Encore: “Ethics Call To Arms: Fight the ‘Fuck You!’ Culture”

 

kid fu

[This happens sometimes with 5000 posts in the bank: some topic causes me to find one that I can’t even remember writing, and I realize that I still agree with it, and if I forgot about, everyone else probably did too. The previous post led me to link to this one, and I decided that the list of steps I recommended to try to halt the culture’s slide into permanent vulgarity and incivility was worth re-posting, especially since five years ago the blog got less than a fifth of the traffic it does today. Thus I am re-posting this one, slightly edited to remove a few rhetorical excesses and outdated references, from November 18, 2010.]

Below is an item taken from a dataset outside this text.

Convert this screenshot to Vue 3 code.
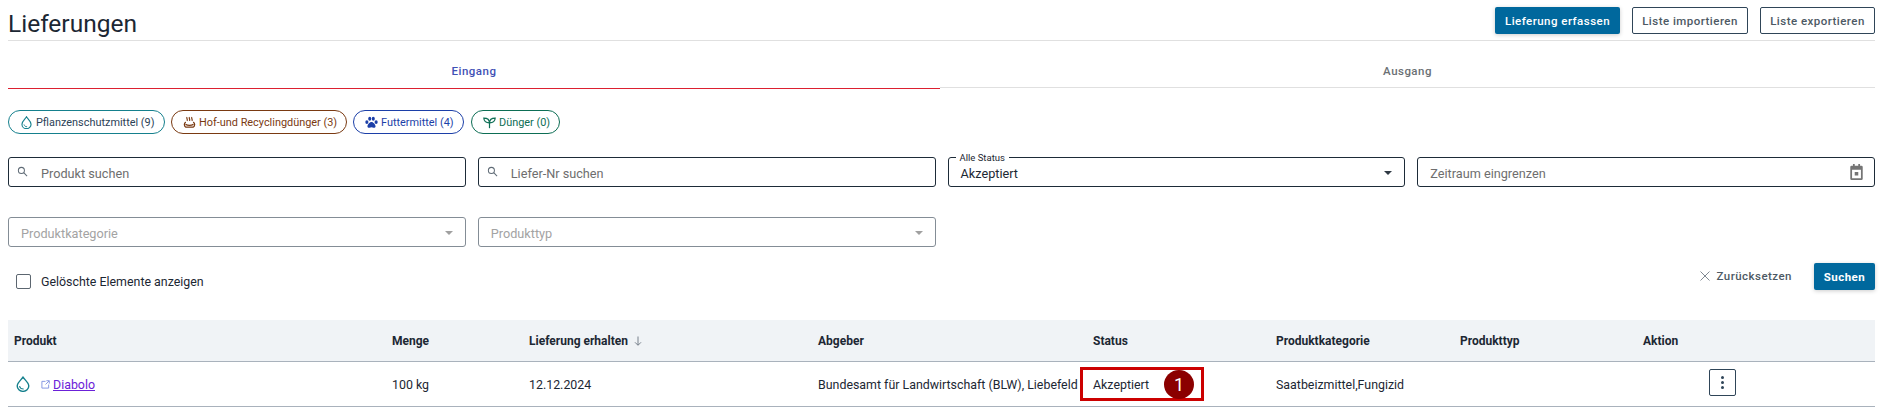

“Every action done in company ought to be with some sign of respect to those that are present.”

This was the very first edict in the list of civility rules memorized by George Washington as a child, rules that shaped his character and significantly influenced not only his life and career but the fate of America. Like most of Washington’s 11o rules, the first has universal and timeless validity, pointing all of us and our culture toward a society based on mutual respect, caring, empathy, and fairness.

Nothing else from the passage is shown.